### Recorded data
------------------------------------------------------------

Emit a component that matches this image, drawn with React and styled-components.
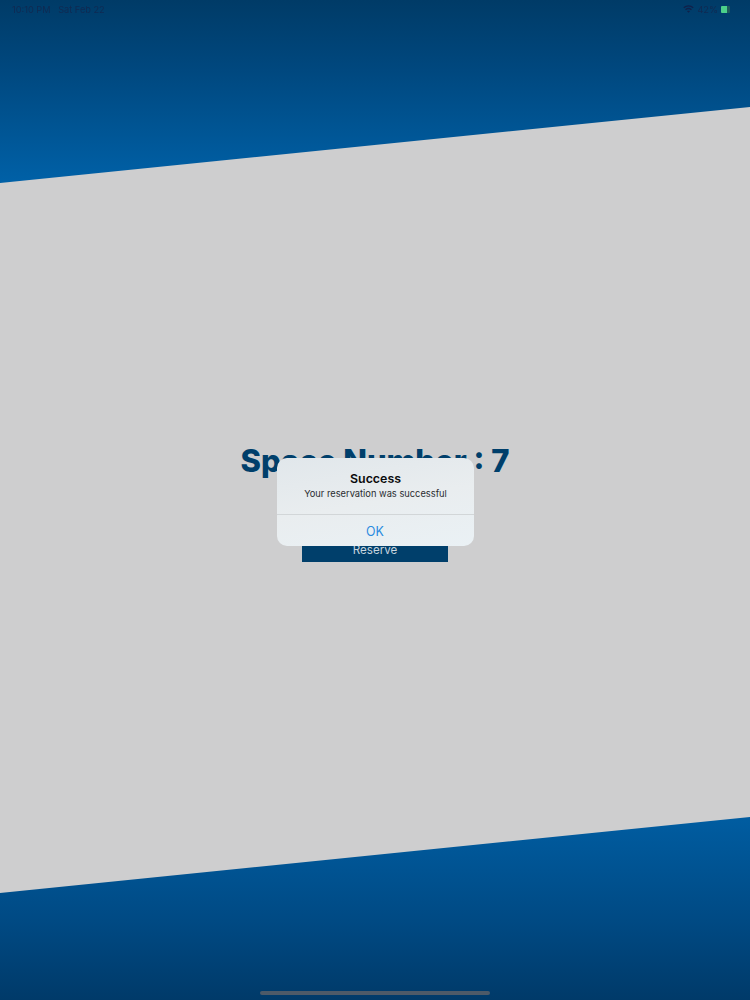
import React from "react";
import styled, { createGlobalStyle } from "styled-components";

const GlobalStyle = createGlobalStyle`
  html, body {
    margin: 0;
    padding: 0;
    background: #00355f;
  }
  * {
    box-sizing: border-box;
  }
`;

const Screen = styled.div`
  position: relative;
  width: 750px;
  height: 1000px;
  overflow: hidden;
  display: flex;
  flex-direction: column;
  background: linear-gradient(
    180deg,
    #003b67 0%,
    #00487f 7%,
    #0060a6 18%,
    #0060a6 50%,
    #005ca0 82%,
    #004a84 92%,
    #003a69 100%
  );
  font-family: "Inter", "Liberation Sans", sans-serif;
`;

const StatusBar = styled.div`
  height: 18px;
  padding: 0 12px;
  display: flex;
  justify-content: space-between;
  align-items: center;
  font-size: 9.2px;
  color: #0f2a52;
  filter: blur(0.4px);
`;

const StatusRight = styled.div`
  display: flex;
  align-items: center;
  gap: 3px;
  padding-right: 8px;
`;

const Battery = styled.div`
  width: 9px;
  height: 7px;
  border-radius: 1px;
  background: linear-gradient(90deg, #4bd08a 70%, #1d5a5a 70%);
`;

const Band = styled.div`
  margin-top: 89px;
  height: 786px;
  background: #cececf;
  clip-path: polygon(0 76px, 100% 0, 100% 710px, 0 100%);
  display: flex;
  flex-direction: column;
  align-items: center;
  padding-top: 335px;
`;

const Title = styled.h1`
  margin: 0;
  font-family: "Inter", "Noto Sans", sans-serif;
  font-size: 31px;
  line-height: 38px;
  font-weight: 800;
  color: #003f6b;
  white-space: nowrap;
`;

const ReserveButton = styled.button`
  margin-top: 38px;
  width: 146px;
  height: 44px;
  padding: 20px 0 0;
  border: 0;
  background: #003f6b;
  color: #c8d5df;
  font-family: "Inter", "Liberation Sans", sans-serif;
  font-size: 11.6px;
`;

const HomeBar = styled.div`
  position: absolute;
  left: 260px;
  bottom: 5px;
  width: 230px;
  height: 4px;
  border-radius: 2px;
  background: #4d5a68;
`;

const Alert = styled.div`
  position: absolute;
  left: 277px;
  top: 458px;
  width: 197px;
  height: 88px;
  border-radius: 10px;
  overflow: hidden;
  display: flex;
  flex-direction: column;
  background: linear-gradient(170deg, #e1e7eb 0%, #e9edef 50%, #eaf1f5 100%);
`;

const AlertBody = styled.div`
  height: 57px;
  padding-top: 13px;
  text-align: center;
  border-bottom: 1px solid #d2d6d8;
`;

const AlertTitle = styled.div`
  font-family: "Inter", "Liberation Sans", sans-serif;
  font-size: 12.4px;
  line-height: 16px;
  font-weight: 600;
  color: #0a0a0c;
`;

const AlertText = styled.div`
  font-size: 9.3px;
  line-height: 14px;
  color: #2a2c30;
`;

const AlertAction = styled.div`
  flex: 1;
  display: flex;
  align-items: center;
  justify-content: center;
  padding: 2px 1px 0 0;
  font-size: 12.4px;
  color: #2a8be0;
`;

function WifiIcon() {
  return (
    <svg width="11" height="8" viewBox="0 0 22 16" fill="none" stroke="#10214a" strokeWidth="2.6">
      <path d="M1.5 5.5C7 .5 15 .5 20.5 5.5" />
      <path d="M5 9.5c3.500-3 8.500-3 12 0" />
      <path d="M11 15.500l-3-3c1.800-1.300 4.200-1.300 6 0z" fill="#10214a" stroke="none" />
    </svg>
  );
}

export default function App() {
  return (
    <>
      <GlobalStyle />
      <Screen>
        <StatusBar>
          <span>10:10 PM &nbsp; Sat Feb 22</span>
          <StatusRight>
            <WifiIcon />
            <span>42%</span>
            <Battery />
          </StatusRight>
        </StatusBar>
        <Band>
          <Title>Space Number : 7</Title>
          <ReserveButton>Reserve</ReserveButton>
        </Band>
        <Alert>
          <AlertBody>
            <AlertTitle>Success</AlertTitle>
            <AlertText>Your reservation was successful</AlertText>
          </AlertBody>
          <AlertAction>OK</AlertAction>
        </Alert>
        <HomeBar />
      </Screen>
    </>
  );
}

------------------------------------------------------------

### Exercise requirements
Your task is to reproduce all of the material exactly. The pictures stay out.

### Exercise result
Emit a component that matches this image, drawn with React and styled-components.
import React from "react";
import styled, { createGlobalStyle } from "styled-components";

const GlobalStyle = createGlobalStyle`
  html, body {
    margin: 0;
    padding: 0;
    background: #00355f;
  }
  * {
    box-sizing: border-box;
  }
`;

const Screen = styled.div`
  position: relative;
  width: 750px;
  height: 1000px;
  overflow: hidden;
  display: flex;
  flex-direction: column;
  background: linear-gradient(
    180deg,
    #003b67 0%,
    #00487f 7%,
    #0060a6 18%,
    #0060a6 50%,
    #005ca0 82%,
    #004a84 92%,
    #003a69 100%
  );
  font-family: "Inter", "Liberation Sans", sans-serif;
`;

const StatusBar = styled.div`
  height: 18px;
  padding: 0 12px;
  display: flex;
  justify-content: space-between;
  align-items: center;
  font-size: 9.2px;
  color: #0f2a52;
  filter: blur(0.4px);
`;

const StatusRight = styled.div`
  display: flex;
  align-items: center;
  gap: 3px;
  padding-right: 8px;
`;

const Battery = styled.div`
  width: 9px;
  height: 7px;
  border-radius: 1px;
  background: linear-gradient(90deg, #4bd08a 70%, #1d5a5a 70%);
`;

const Band = styled.div`
  margin-top: 89px;
  height: 786px;
  background: #cececf;
  clip-path: polygon(0 76px, 100% 0, 100% 710px, 0 100%);
  display: flex;
  flex-direction: column;
  align-items: center;
  padding-top: 335px;
`;

const Title = styled.h1`
  margin: 0;
  font-family: "Inter", "Noto Sans", sans-serif;
  font-size: 31px;
  line-height: 38px;
  font-weight: 800;
  color: #003f6b;
  white-space: nowrap;
`;

const ReserveButton = styled.button`
  margin-top: 38px;
  width: 146px;
  height: 44px;
  padding: 20px 0 0;
  border: 0;
  background: #003f6b;
  color: #c8d5df;
  font-family: "Inter", "Liberation Sans", sans-serif;
  font-size: 11.6px;
`;

const HomeBar = styled.div`
  position: absolute;
  left: 260px;
  bottom: 5px;
  width: 230px;
  height: 4px;
  border-radius: 2px;
  background: #4d5a68;
`;

const Alert = styled.div`
  position: absolute;
  left: 277px;
  top: 458px;
  width: 197px;
  height: 88px;
  border-radius: 10px;
  overflow: hidden;
  display: flex;
  flex-direction: column;
  background: linear-gradient(170deg, #e1e7eb 0%, #e9edef 50%, #eaf1f5 100%);
`;

const AlertBody = styled.div`
  height: 57px;
  padding-top: 13px;
  text-align: center;
  border-bottom: 1px solid #d2d6d8;
`;

const AlertTitle = styled.div`
  font-family: "Inter", "Liberation Sans", sans-serif;
  font-size: 12.4px;
  line-height: 16px;
  font-weight: 600;
  color: #0a0a0c;
`;

const AlertText = styled.div`
  font-size: 9.3px;
  line-height: 14px;
  color: #2a2c30;
`;

const AlertAction = styled.div`
  flex: 1;
  display: flex;
  align-items: center;
  justify-content: center;
  padding: 2px 1px 0 0;
  font-size: 12.4px;
  color: #2a8be0;
`;

function WifiIcon() {
  return (
    <svg width="11" height="8" viewBox="0 0 22 16" fill="none" stroke="#10214a" strokeWidth="2.6">
      <path d="M1.5 5.5C7 .5 15 .5 20.5 5.5" />
      <path d="M5 9.5c3.500-3 8.500-3 12 0" />
      <path d="M11 15.500l-3-3c1.800-1.300 4.200-1.300 6 0z" fill="#10214a" stroke="none" />
    </svg>
  );
}

export default function App() {
  return (
    <>
      <GlobalStyle />
      <Screen>
        <StatusBar>
          <span>10:10 PM &nbsp; Sat Feb 22</span>
          <StatusRight>
            <WifiIcon />
            <span>42%</span>
            <Battery />
          </StatusRight>
        </StatusBar>
        <Band>
          <Title>Space Number : 7</Title>
          <ReserveButton>Reserve</ReserveButton>
        </Band>
        <Alert>
          <AlertBody>
            <AlertTitle>Success</AlertTitle>
            <AlertText>Your reservation was successful</AlertText>
          </AlertBody>
          <AlertAction>OK</AlertAction>
        </Alert>
        <HomeBar />
      </Screen>
    </>
  );
}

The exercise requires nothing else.